**Problem requirements**
Without the pictures, return all of the material exactly as written.

**Information provided**
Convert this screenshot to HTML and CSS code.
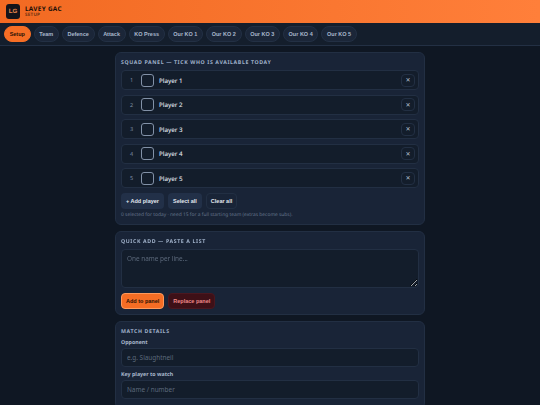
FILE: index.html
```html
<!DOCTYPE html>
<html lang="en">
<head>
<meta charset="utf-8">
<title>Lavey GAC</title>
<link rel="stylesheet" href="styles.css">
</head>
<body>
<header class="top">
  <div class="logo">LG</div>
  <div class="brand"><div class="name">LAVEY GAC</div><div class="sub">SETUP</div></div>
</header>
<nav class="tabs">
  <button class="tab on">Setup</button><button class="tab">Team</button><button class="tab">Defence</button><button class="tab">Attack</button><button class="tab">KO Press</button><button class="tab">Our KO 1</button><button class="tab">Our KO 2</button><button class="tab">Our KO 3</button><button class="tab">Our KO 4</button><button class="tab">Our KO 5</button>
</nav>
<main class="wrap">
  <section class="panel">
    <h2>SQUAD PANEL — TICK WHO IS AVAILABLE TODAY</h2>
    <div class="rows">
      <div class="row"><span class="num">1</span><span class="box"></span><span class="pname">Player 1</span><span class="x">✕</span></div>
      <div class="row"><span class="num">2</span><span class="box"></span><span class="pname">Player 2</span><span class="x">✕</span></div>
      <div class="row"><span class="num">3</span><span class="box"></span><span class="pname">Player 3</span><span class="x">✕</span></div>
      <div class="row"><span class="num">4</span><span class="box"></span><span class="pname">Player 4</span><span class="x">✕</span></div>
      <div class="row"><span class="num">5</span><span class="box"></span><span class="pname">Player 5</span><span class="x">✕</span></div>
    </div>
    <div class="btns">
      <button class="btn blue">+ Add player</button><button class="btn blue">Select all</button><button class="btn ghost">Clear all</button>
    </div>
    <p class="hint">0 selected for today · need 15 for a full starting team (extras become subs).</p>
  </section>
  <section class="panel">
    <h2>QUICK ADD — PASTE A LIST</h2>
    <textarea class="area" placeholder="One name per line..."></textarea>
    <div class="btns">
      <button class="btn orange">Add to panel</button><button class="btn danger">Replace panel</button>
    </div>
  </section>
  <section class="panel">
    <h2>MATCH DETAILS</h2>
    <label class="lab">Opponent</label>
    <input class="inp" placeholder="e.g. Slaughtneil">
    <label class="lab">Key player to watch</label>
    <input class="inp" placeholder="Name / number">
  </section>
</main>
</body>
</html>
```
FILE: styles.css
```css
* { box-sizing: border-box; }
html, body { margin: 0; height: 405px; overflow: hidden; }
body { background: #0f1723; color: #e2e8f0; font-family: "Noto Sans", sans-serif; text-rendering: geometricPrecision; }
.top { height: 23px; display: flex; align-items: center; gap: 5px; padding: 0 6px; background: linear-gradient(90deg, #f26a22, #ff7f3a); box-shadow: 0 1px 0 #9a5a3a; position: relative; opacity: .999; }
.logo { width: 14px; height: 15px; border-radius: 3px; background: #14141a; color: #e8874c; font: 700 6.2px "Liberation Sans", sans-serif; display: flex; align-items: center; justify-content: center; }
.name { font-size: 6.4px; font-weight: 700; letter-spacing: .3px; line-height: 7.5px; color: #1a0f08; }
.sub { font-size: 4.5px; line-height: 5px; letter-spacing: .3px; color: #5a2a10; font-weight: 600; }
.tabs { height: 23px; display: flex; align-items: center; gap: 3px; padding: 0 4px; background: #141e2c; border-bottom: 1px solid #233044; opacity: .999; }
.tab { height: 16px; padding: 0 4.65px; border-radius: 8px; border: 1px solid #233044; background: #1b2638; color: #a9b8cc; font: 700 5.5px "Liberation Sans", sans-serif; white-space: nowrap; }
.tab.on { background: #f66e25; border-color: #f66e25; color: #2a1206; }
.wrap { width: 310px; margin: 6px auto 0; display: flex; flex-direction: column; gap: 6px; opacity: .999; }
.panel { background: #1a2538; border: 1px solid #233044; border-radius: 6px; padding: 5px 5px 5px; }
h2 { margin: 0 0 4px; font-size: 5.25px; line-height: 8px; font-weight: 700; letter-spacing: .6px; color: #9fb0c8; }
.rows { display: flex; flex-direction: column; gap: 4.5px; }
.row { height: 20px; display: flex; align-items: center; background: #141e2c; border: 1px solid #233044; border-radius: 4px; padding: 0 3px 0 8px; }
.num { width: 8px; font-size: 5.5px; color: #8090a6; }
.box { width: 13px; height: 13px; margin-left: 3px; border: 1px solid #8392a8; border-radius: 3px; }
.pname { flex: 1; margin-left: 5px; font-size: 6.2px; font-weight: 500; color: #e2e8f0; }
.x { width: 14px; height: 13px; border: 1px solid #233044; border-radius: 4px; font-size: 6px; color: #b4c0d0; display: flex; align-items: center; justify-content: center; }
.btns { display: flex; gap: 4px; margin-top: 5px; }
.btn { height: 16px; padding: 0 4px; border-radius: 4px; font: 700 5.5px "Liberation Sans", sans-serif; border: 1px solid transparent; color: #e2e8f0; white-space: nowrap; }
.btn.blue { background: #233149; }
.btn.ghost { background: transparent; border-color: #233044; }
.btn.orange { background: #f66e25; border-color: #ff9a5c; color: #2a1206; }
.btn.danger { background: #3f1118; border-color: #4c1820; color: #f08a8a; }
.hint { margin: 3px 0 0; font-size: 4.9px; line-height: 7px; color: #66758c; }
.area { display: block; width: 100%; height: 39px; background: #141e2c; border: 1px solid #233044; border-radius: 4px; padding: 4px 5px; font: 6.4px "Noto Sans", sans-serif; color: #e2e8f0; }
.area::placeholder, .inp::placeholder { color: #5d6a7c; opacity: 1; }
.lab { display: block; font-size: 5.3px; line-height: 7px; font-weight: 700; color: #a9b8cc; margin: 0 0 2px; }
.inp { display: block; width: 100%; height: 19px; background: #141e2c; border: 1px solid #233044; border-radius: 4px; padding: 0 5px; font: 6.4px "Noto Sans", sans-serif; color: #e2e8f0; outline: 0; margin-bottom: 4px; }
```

**Exercise result**
Convert this screenshot to HTML and CSS code.
FILE: index.html
```html
<!DOCTYPE html>
<html lang="en">
<head>
<meta charset="utf-8">
<title>Lavey GAC</title>
<link rel="stylesheet" href="styles.css">
</head>
<body>
<header class="top">
  <div class="logo">LG</div>
  <div class="brand"><div class="name">LAVEY GAC</div><div class="sub">SETUP</div></div>
</header>
<nav class="tabs">
  <button class="tab on">Setup</button><button class="tab">Team</button><button class="tab">Defence</button><button class="tab">Attack</button><button class="tab">KO Press</button><button class="tab">Our KO 1</button><button class="tab">Our KO 2</button><button class="tab">Our KO 3</button><button class="tab">Our KO 4</button><button class="tab">Our KO 5</button>
</nav>
<main class="wrap">
  <section class="panel">
    <h2>SQUAD PANEL — TICK WHO IS AVAILABLE TODAY</h2>
    <div class="rows">
      <div class="row"><span class="num">1</span><span class="box"></span><span class="pname">Player 1</span><span class="x">✕</span></div>
      <div class="row"><span class="num">2</span><span class="box"></span><span class="pname">Player 2</span><span class="x">✕</span></div>
      <div class="row"><span class="num">3</span><span class="box"></span><span class="pname">Player 3</span><span class="x">✕</span></div>
      <div class="row"><span class="num">4</span><span class="box"></span><span class="pname">Player 4</span><span class="x">✕</span></div>
      <div class="row"><span class="num">5</span><span class="box"></span><span class="pname">Player 5</span><span class="x">✕</span></div>
    </div>
    <div class="btns">
      <button class="btn blue">+ Add player</button><button class="btn blue">Select all</button><button class="btn ghost">Clear all</button>
    </div>
    <p class="hint">0 selected for today · need 15 for a full starting team (extras become subs).</p>
  </section>
  <section class="panel">
    <h2>QUICK ADD — PASTE A LIST</h2>
    <textarea class="area" placeholder="One name per line..."></textarea>
    <div class="btns">
      <button class="btn orange">Add to panel</button><button class="btn danger">Replace panel</button>
    </div>
  </section>
  <section class="panel">
    <h2>MATCH DETAILS</h2>
    <label class="lab">Opponent</label>
    <input class="inp" placeholder="e.g. Slaughtneil">
    <label class="lab">Key player to watch</label>
    <input class="inp" placeholder="Name / number">
  </section>
</main>
</body>
</html>
```
FILE: styles.css
```css
* { box-sizing: border-box; }
html, body { margin: 0; height: 405px; overflow: hidden; }
body { background: #0f1723; color: #e2e8f0; font-family: "Noto Sans", sans-serif; text-rendering: geometricPrecision; }
.top { height: 23px; display: flex; align-items: center; gap: 5px; padding: 0 6px; background: linear-gradient(90deg, #f26a22, #ff7f3a); box-shadow: 0 1px 0 #9a5a3a; position: relative; opacity: .999; }
.logo { width: 14px; height: 15px; border-radius: 3px; background: #14141a; color: #e8874c; font: 700 6.2px "Liberation Sans", sans-serif; display: flex; align-items: center; justify-content: center; }
.name { font-size: 6.4px; font-weight: 700; letter-spacing: .3px; line-height: 7.5px; color: #1a0f08; }
.sub { font-size: 4.5px; line-height: 5px; letter-spacing: .3px; color: #5a2a10; font-weight: 600; }
.tabs { height: 23px; display: flex; align-items: center; gap: 3px; padding: 0 4px; background: #141e2c; border-bottom: 1px solid #233044; opacity: .999; }
.tab { height: 16px; padding: 0 4.65px; border-radius: 8px; border: 1px solid #233044; background: #1b2638; color: #a9b8cc; font: 700 5.5px "Liberation Sans", sans-serif; white-space: nowrap; }
.tab.on { background: #f66e25; border-color: #f66e25; color: #2a1206; }
.wrap { width: 310px; margin: 6px auto 0; display: flex; flex-direction: column; gap: 6px; opacity: .999; }
.panel { background: #1a2538; border: 1px solid #233044; border-radius: 6px; padding: 5px 5px 5px; }
h2 { margin: 0 0 4px; font-size: 5.25px; line-height: 8px; font-weight: 700; letter-spacing: .6px; color: #9fb0c8; }
.rows { display: flex; flex-direction: column; gap: 4.5px; }
.row { height: 20px; display: flex; align-items: center; background: #141e2c; border: 1px solid #233044; border-radius: 4px; padding: 0 3px 0 8px; }
.num { width: 8px; font-size: 5.5px; color: #8090a6; }
.box { width: 13px; height: 13px; margin-left: 3px; border: 1px solid #8392a8; border-radius: 3px; }
.pname { flex: 1; margin-left: 5px; font-size: 6.2px; font-weight: 500; color: #e2e8f0; }
.x { width: 14px; height: 13px; border: 1px solid #233044; border-radius: 4px; font-size: 6px; color: #b4c0d0; display: flex; align-items: center; justify-content: center; }
.btns { display: flex; gap: 4px; margin-top: 5px; }
.btn { height: 16px; padding: 0 4px; border-radius: 4px; font: 700 5.5px "Liberation Sans", sans-serif; border: 1px solid transparent; color: #e2e8f0; white-space: nowrap; }
.btn.blue { background: #233149; }
.btn.ghost { background: transparent; border-color: #233044; }
.btn.orange { background: #f66e25; border-color: #ff9a5c; color: #2a1206; }
.btn.danger { background: #3f1118; border-color: #4c1820; color: #f08a8a; }
.hint { margin: 3px 0 0; font-size: 4.9px; line-height: 7px; color: #66758c; }
.area { display: block; width: 100%; height: 39px; background: #141e2c; border: 1px solid #233044; border-radius: 4px; padding: 4px 5px; font: 6.4px "Noto Sans", sans-serif; color: #e2e8f0; }
.area::placeholder, .inp::placeholder { color: #5d6a7c; opacity: 1; }
.lab { display: block; font-size: 5.3px; line-height: 7px; font-weight: 700; color: #a9b8cc; margin: 0 0 2px; }
.inp { display: block; width: 100%; height: 19px; background: #141e2c; border: 1px solid #233044; border-radius: 4px; padding: 0 5px; font: 6.4px "Noto Sans", sans-serif; color: #e2e8f0; outline: 0; margin-bottom: 4px; }
```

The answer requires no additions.